Obama: Promises Kept, Promises Broken


Before assessments of Obama’s presidency were made, Ponce asked each of the panelists their thoughts about Mayor Daley’s decision not to seek re-election. All agreed that whoever replaces Daley has a rough road ahead.


Green said that the race would evolve into a type of “tribal politics” with different ethnic and special interest groups fighting one another for the position.


After spending some time discussing potential candidates for mayor, Ponce asked the group their midterm grade for Obama.


“I’d give him a ‘B’,” Mitchell said. She based her grade on the progress he made with healthcare reform. “It was a difficult thing to do.”


As for the economy, Mitchell said it took over two years for the problems to develop so it will take more than two years to fix.
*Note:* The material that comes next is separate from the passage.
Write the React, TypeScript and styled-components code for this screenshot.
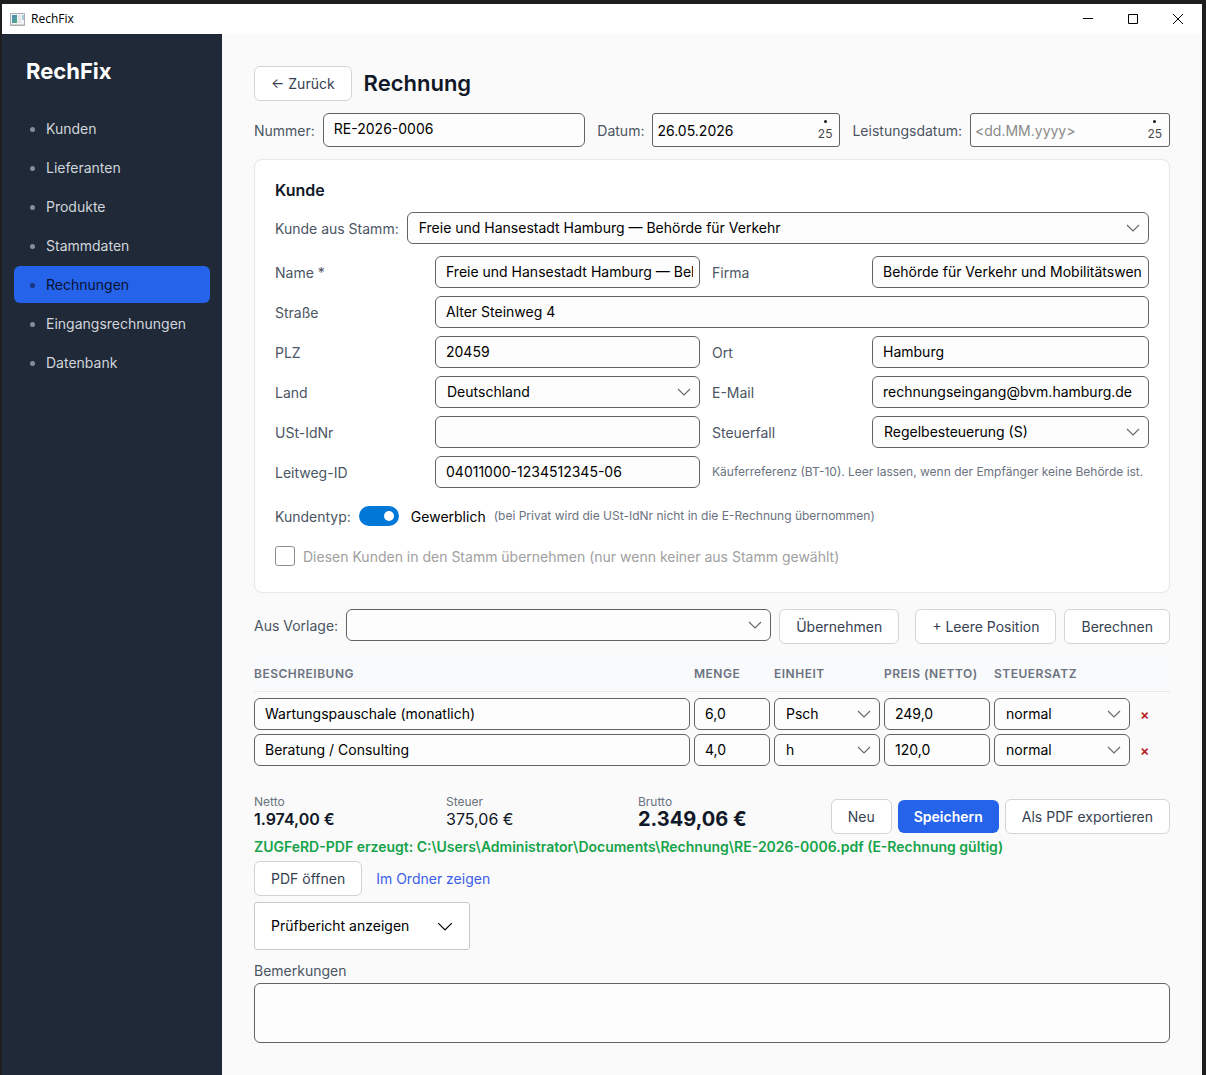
import React, { useState } from "react";
import styled, { createGlobalStyle, css } from "styled-components";

const GlobalStyle = createGlobalStyle`
  *, *::before, *::after { box-sizing: border-box; }
  body {
    margin: 0;
    background: #1e1e1f;
    font-family: Inter, "Liberation Sans", sans-serif;
    font-size: 14px;
    line-height: 18px;
    color: #111827;
  }
  button, input, select, textarea { font: inherit; color: inherit; margin: 0; }
`;

const Window = styled.div`
  display: flex;
  flex-direction: column;
  min-height: 100vh;
  border: solid #1e1e1f;
  border-width: 4px 4px 0 2px;
`;

const TitleBar = styled.header`
  display: flex;
  align-items: center;
  gap: 6px;
  height: 30px;
  padding: 0 2px 0 8px;
  background: #fff;
  color: #000;
  font-family: "Open Sans", "Noto Sans", sans-serif;
  font-size: 12px;
`;

const WindowTitle = styled.span`
  flex: 1;
`;

const CaptionButton = styled.button`
  display: grid;
  place-items: center;
  width: 45px;
  height: 30px;
  padding: 0;
  border: 0;
  background: none;
`;

const Body = styled.div`
  display: flex;
  flex: 1;
`;

const Sidebar = styled.aside`
  width: 220px;
  flex: none;
  padding: 24px 12px;
  background: #1f2937;
`;

const Brand = styled.div`
  padding: 0 12px;
  margin-bottom: 26px;
  color: #fff;
  font-size: 22px;
  line-height: 26px;
  font-weight: 700;
`;

const Nav = styled.nav`
  display: flex;
  flex-direction: column;
  gap: 2px;
`;

const NavLink = styled.a<{ $active?: boolean }>`
  display: flex;
  align-items: center;
  gap: 11px;
  height: 37px;
  padding: 0 16px;
  border-radius: 6px;
  text-decoration: none;
  color: ${(p) => (p.$active ? "#0a1330" : "#d1d5db")};
  background: ${(p) => (p.$active ? "#2563eb" : "transparent")};

  &::before {
    content: "";
    width: 5px;
    height: 5px;
    margin-top: 2px;
    border-radius: 50%;
    background: ${(p) => (p.$active ? "#17377f" : "#868d97")};
  }
`;

const Main = styled.main`
  flex: 1;
  min-width: 0;
  padding: 32px;
  background: #fafafa;
`;

const Row = styled.div<{ $gap?: number; $top?: number; $align?: string; $grow?: boolean }>`
  display: flex;
  align-items: ${(p) => p.$align ?? "center"};
  gap: ${(p) => p.$gap ?? 8}px;
  margin-top: ${(p) => p.$top ?? 0}px;
  ${(p) => p.$grow && "flex: 1; min-width: 0;"}
`;

const Heading = styled.h1`
  margin: 0;
  padding-bottom: 2px;
  font-size: 22px;
  line-height: 26px;
  font-weight: 600;
`;

const Button = styled.button<{ $primary?: boolean }>`
  flex: none;
  height: 35px;
  padding: 0 16px;
  border: 1px solid #d1d5db;
  border-radius: 6px;
  background: #fff;
  color: #374151;
  white-space: nowrap;
  ${(p) =>
    p.$primary &&
    css`
      height: 33px;
      border: 0;
      background: #2563eb;
      color: #fff;
      font-weight: 600;
    `}
`;

const Label = styled.label`
  flex: none;
  padding-top: 2px;
  color: #4b5563;
  white-space: nowrap;
`;

const fieldFrame = css`
  width: 100%;
  min-width: 0;
  height: 32px;
  border: 1px solid #636363;
  border-radius: 6px;
  background: #fdfdfd;
  color: #000;
  outline: none;
`;

const Input = styled.input<{ $tall?: boolean }>`
  ${fieldFrame}
  padding: 0 6px 1px 10px;
  ${(p) => p.$tall && "height: 34px; padding-bottom: 3px;"}
`;

const SelectFrame = styled.div`
  display: grid;
  align-items: center;
  flex: 1;
  min-width: 0;

  > * { grid-area: 1 / 1; }
  > svg { justify-self: end; margin-right: 9px; pointer-events: none; }
`;

const NativeSelect = styled.select`
  ${fieldFrame}
  appearance: none;
  padding: 0 32px 0 11px;
`;

const DateFrame = styled.div<{ $width: number }>`
  display: flex;
  align-items: center;
  flex: none;
  width: ${(p) => p.$width}px;
  height: 34px;
  padding: 0 7px 0 4px;
  border: 1px solid #636363;
  border-radius: 3px;
  background: #fdfdfd;
`;

const DateInput = styled.input`
  flex: 1;
  min-width: 0;
  padding: 2px 0 0;
  border: 0;
  background: none;
  outline: none;
  color: #000;
  &::placeholder { color: #8b8b8b; opacity: 1; }
`;

const CalendarButton = styled.button`
  display: flex;
  flex-direction: column;
  align-items: center;
  gap: 4px;
  padding: 0;
  border: 0;
  background: none;
  color: #4a4a4a;
  font-size: 12px;
  line-height: 14px;

  &::before {
    content: "";
    width: 3px;
    height: 3px;
    border-radius: 50%;
    background: #1a1a1a;
  }
`;

const Card = styled.section`
  margin-top: 12px;
  padding: 20px 20px 26px;
  border: 1px solid #e5e7eb;
  border-radius: 8px;
  background: #fff;
`;

const CardTitle = styled.h2`
  margin: 0 0 12px;
  font-size: 16px;
  line-height: 20px;
  font-weight: 600;
`;

const FormGrid = styled.div`
  display: grid;
  grid-template-columns: 160px minmax(0, 1fr) 160px minmax(0, 1fr);
  align-items: center;
  row-gap: 8px;
  margin-top: 12px;
`;

const Cell = styled.div<{ $wide?: boolean; $inset?: boolean }>`
  display: flex;
  ${(p) => p.$wide && "grid-column: span 3;"}
  ${(p) => p.$inset && "padding-right: 12px;"}
`;

const Hint = styled.span<{ $wide?: boolean }>`
  color: #6b7280;
  font-size: 12px;
  white-space: nowrap;
  ${(p) => p.$wide && "grid-column: span 2;"}
`;

const Switch = styled.input`
  appearance: none;
  display: flex;
  align-items: center;
  justify-content: flex-end;
  flex: none;
  width: 40px;
  height: 20px;
  padding: 0 5px;
  border-radius: 10px;
  background: #0078d7;

  &::before {
    content: "";
    width: 10px;
    height: 10px;
    border-radius: 50%;
    background: #fff;
  }
  &:not(:checked) { justify-content: flex-start; background: #8a8a8a; }
`;

const SwitchText = styled.span`
  padding: 2px 0 0 4px;
  color: #000;
`;

const CheckBox = styled.input`
  appearance: none;
  width: 20px;
  height: 20px;
  border: 1px solid #8f8f8f;
  border-radius: 3px;
  background: #fff;
`;

const MutedLabel = styled(Label)`
  color: #a0a0a0;
`;

const Spacer = styled.div`
  width: 0;
`;

const Table = styled.table`
  width: 100%;
  margin-top: 12px;
  border-collapse: separate;
  border-spacing: 0;
  table-layout: fixed;
`;

const HeadCell = styled.th<{ $width?: number }>`
  width: ${(p) => (p.$width ? `${p.$width}px` : "auto")};
  height: 36px;
  padding: 0;
  border-bottom: 1px solid #e5e7eb;
  background: #f9fafb;
  color: #6b7280;
  font-size: 12px;
  font-weight: 600;
  letter-spacing: 0.5px;
  text-align: left;
  white-space: nowrap;
`;

const BodyCell = styled.td<{ $first?: boolean }>`
  padding: ${(p) => (p.$first ? 6 : 4)}px 4px 0 0;
`;

const DeleteButton = styled.button`
  display: block;
  padding: 2px 6px 0;
  border: 0;
  background: none;
  color: #b91c1c;
  font-size: 14px;
  font-weight: 600;
  line-height: 14px;
`;

const Totals = styled.dl`
  display: grid;
  grid-template-columns: 192px 192px auto;
  flex: 1;
  margin: 0;
  padding-bottom: 5px;
`;

const TotalName = styled.dt`
  color: #6b7280;
  font-size: 12px;
  line-height: 14px;
`;

const TotalValue = styled.dd<{ $size?: number; $weight?: number }>`
  margin: 0;
  font-size: ${(p) => p.$size ?? 16}px;
  font-weight: ${(p) => p.$weight ?? 600};
  line-height: 20px;
`;

const Status = styled.p`
  margin: 4px 0 5px;
  color: #16a34a;
  font-weight: 600;
`;

const TextLink = styled.a`
  padding-left: 6px;
  color: #3b5fe8;
  text-decoration: none;
`;

const Expander = styled.button`
  display: flex;
  align-items: center;
  gap: 28px;
  height: 48px;
  margin-top: 6px;
  padding: 0 16px;
  border: 1px solid #c8c8c8;
  border-radius: 3px;
  background: #fff;
  color: #000;
`;

const NotesLabel = styled.label`
  display: block;
  margin: 12px 0 3px;
  color: #4b5563;
`;

const Notes = styled.textarea`
  ${fieldFrame}
  display: block;
  height: 60px;
  padding: 6px 10px;
  resize: none;
`;

const Chevron = ({ width = 14, color = "#666" }: { width?: number; color?: string }) => (
  <svg width={width} height={width / 2 + 1} viewBox="0 0 14 8" fill="none" stroke={color} strokeWidth="1.1" aria-hidden="true">
    <path d="M1 1l6 6 6-6" />
  </svg>
);

const Select = ({ id, label, options }: { id?: string; label?: string; options: string[] }) => (
  <SelectFrame>
    <NativeSelect id={id} aria-label={label}>
      {options.map((o) => (
        <option key={o}>{o}</option>
      ))}
    </NativeSelect>
    <Chevron />
  </SelectFrame>
);

const AppIcon = () => (
  <svg width="15" height="13" viewBox="0 0 15 13" aria-hidden="true">
    <defs>
      <linearGradient id="pane" x1="0" y1="0" x2="1" y2="1">
        <stop offset="0" stopColor="#4f86bd" />
        <stop offset="1" stopColor="#4fae7c" />
      </linearGradient>
    </defs>
    <rect x="0.5" y="0.5" width="14" height="12" fill="#f4f5f6" stroke="#a9afb3" />
    <rect x="2" y="2" width="5" height="8" fill="url(#pane)" />
    <rect x="8" y="2" width="3" height="8" fill="#e4e6e8" />
    <rect x="12" y="2" width="2" height="5" fill="#a8cdd6" />
    <path d="M1 11.5h13" stroke="#cfd2d4" />
  </svg>
);

const NAV = ["Kunden", "Lieferanten", "Produkte", "Stammdaten", "Rechnungen", "Eingangsrechnungen", "Datenbank"];

const COLUMNS: { title: string; width?: number }[] = [
  { title: "BESCHREIBUNG" },
  { title: "MENGE", width: 80 },
  { title: "EINHEIT", width: 110 },
  { title: "PREIS (NETTO)", width: 110 },
  { title: "STEUERSATZ", width: 140 },
  { title: "", width: 36 },
];

const ITEMS = [
  { text: "Wartungspauschale (monatlich)", amount: "6,0", unit: "Psch", price: "249,0", tax: "normal" },
  { text: "Beratung / Consulting", amount: "4,0", unit: "h", price: "120,0", tax: "normal" },
];

export default function App() {
  const [business, setBusiness] = useState(true);

  return (
    <>
      <GlobalStyle />
      <Window>
        <TitleBar>
          <AppIcon />
          <WindowTitle>RechFix</WindowTitle>
          <Row $gap={0}>
            <CaptionButton aria-label="Minimieren">
              <svg width="10" height="10" stroke="#000"><path d="M0 4.5h10" /></svg>
            </CaptionButton>
            <CaptionButton aria-label="Maximieren">
              <svg width="10" height="10" fill="none" stroke="#000"><path d="M.5 .5h9v9h-9z" /></svg>
            </CaptionButton>
            <CaptionButton aria-label="Schließen">
              <svg width="10" height="10" stroke="#000"><path d="M0 0l10 10M10 0L0 10" /></svg>
            </CaptionButton>
          </Row>
        </TitleBar>
        <Body>
          <Sidebar>
            <Brand>RechFix</Brand>
            <Nav>
              {NAV.map((name) => (
                <NavLink key={name} href="#" $active={name === "Rechnungen"}>
                  {name}
                </NavLink>
              ))}
            </Nav>
          </Sidebar>
          <Main>
            <Row $gap={12}>
              <Button>← Zurück</Button>
              <Heading>Rechnung</Heading>
            </Row>

            <Row $gap={12} $top={12}>
              <Row $grow>
                <Label htmlFor="nummer">Nummer:</Label>
                <Input id="nummer" $tall defaultValue="RE-2026-0006" />
              </Row>
              <Row>
                <Label htmlFor="datum">Datum:</Label>
                <DateFrame $width={188}>
                  <DateInput id="datum" defaultValue="26.05.2026" />
                  <CalendarButton>25</CalendarButton>
                </DateFrame>
              </Row>
              <Row>
                <Label htmlFor="leistung">Leistungsdatum:</Label>
                <DateFrame $width={200}>
                  <DateInput id="leistung" placeholder="<dd.MM.yyyy>" />
                  <CalendarButton>25</CalendarButton>
                </DateFrame>
              </Row>
            </Row>

            <Card>
              <CardTitle>Kunde</CardTitle>
              <Row>
                <Label htmlFor="stamm">Kunde aus Stamm:</Label>
                <Select id="stamm" options={["Freie und Hansestadt Hamburg — Behörde für Verkehr"]} />
              </Row>
              <FormGrid>
                <Label htmlFor="name">Name *</Label>
                <Cell $inset><Input id="name" defaultValue="Freie und Hansestadt Hamburg — Behörde für Verkehr" /></Cell>
                <Label htmlFor="firma">Firma</Label>
                <Cell><Input id="firma" defaultValue="Behörde für Verkehr und Mobilitätswende" /></Cell>
                <Label htmlFor="strasse">Straße</Label>
                <Cell $wide><Input id="strasse" defaultValue="Alter Steinweg 4" /></Cell>
                <Label htmlFor="plz">PLZ</Label>
                <Cell $inset><Input id="plz" defaultValue="20459" /></Cell>
                <Label htmlFor="ort">Ort</Label>
                <Cell><Input id="ort" defaultValue="Hamburg" /></Cell>
                <Label htmlFor="land">Land</Label>
                <Cell $inset><Select id="land" options={["Deutschland"]} /></Cell>
                <Label htmlFor="mail">E-Mail</Label>
                <Cell><Input id="mail" defaultValue="rechnungseingang@bvm.hamburg.de" /></Cell>
                <Label htmlFor="ust">USt-IdNr</Label>
                <Cell $inset><Input id="ust" /></Cell>
                <Label htmlFor="steuerfall">Steuerfall</Label>
                <Cell><Select id="steuerfall" options={["Regelbesteuerung (S)"]} /></Cell>
                <Label htmlFor="leitweg">Leitweg-ID</Label>
                <Cell $inset><Input id="leitweg" defaultValue="04011000-1234512345-06" /></Cell>
                <Hint $wide>Käuferreferenz (BT-10). Leer lassen, wenn der Empfänger keine Behörde ist.</Hint>
              </FormGrid>
              <Row $top={18}>
                <Label htmlFor="kundentyp">Kundentyp:</Label>
                <Switch
                  id="kundentyp"
                  type="checkbox"
                  role="switch"
                  checked={business}
                  onChange={(e) => setBusiness(e.target.checked)}
                />
                <SwitchText>{business ? "Gewerblich" : "Privat"}</SwitchText>
                <Hint>(bei Privat wird die USt-IdNr nicht in die E-Rechnung übernommen)</Hint>
              </Row>
              <Row $top={20}>
                <CheckBox id="uebernehmen" type="checkbox" disabled />
                <MutedLabel htmlFor="uebernehmen">
                  Diesen Kunden in den Stamm übernehmen (nur wenn keiner aus Stamm gewählt)
                </MutedLabel>
              </Row>
            </Card>

            <Row $top={16} $align="flex-start">
              <Row $grow>
                <Label htmlFor="vorlage">Aus Vorlage:</Label>
                <Select id="vorlage" options={[""]} />
              </Row>
              <Button>Übernehmen</Button>
              <Spacer />
              <Button>+ Leere Position</Button>
              <Button>Berechnen</Button>
            </Row>

            <Table>
              <thead>
                <tr>
                  {COLUMNS.map((c) => (
                    <HeadCell key={c.title} $width={c.width}>{c.title}</HeadCell>
                  ))}
                </tr>
              </thead>
              <tbody>
                {ITEMS.map((item, i) => (
                  <tr key={item.text}>
                    <BodyCell $first={i === 0}><Input aria-label="Beschreibung" defaultValue={item.text} /></BodyCell>
                    <BodyCell $first={i === 0}><Input aria-label="Menge" defaultValue={item.amount} /></BodyCell>
                    <BodyCell $first={i === 0}><Select label="Einheit" options={[item.unit]} /></BodyCell>
                    <BodyCell $first={i === 0}><Input aria-label="Preis (netto)" defaultValue={item.price} /></BodyCell>
                    <BodyCell $first={i === 0}><Select label="Steuersatz" options={[item.tax]} /></BodyCell>
                    <BodyCell $first={i === 0}><DeleteButton aria-label="Position löschen">×</DeleteButton></BodyCell>
                  </tr>
                ))}
              </tbody>
            </Table>

            <Row $gap={6} $top={29} $align="flex-end">
              <Totals>
                <div>
                  <TotalName>Netto</TotalName>
                  <TotalValue>1.974,00 €</TotalValue>
                </div>
                <div>
                  <TotalName>Steuer</TotalName>
                  <TotalValue $weight={400}>375,06 €</TotalValue>
                </div>
                <div>
                  <TotalName>Brutto</TotalName>
                  <TotalValue $size={20} $weight={700}>2.349,06 €</TotalValue>
                </div>
              </Totals>
              <Row $gap={6}>
                <Button>Neu</Button>
                <Button $primary>Speichern</Button>
                <Button>Als PDF exportieren</Button>
              </Row>
            </Row>

            <Status>ZUGFeRD-PDF erzeugt: C:\Users\Administrator\Documents\Rechnung\RE-2026-0006.pdf (E-Rechnung gültig)</Status>
            <Row>
              <Button>PDF öffnen</Button>
              <TextLink href="#">Im Ordner zeigen</TextLink>
            </Row>
            <Expander aria-expanded="false">
              Prüfbericht anzeigen
              <Chevron width={16} color="#000" />
            </Expander>

            <NotesLabel htmlFor="bemerkungen">Bemerkungen</NotesLabel>
            <Notes id="bemerkungen" />
          </Main>
        </Body>
      </Window>
    </>
  );
}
Other panelists were not as charitable with their assessments of the president’s performance.


Obama received a C plus from Loury. “He came into this position politically to make things happen, but they haven’t happened,” Loury said.


He based his grade partially off of information he received from politifact.com, which tracks all of the 500 plus promises Obama made during his campaign.


“He has kept three fourths of his promises,” Loury said. However, “he has had the opportunity to step in and make things happen and didn’t do it.” Loury cited the BP oil spill as an example of a missed opportunity for the president to act.


Green gave the president two different grades. “I give him a ‘B’ in government performance,” he said. “I give him a ‘D’ in political acumen in office.” He based his grade on the issues Obama has chosen to focus on.


“The number one issue was the economy and jobs, not healthcare,” Green said. Green criticized the president for choosing to focus on healthcare rather than on the more pressing issue of the state of the economy and unemployment.


As for Miller’s assessment of the president’s performance, “I’m not ready to give him a grade. The number of failures Obama has made is enormous.”


Miller cited examples such as Obama going back on his word that he wouldn’t use public financing during his campaign as well as the increases in taxes and new taxes he has implemented since he’s been in office.


Panelists also discussed the media’s “love affair” with the president, especially during his campaign. Mitchell said that the media is overcompensating for its love affair with the president during his campaign by being overly critical of him now. Loury disagreed. “The media is not critical of Obama.”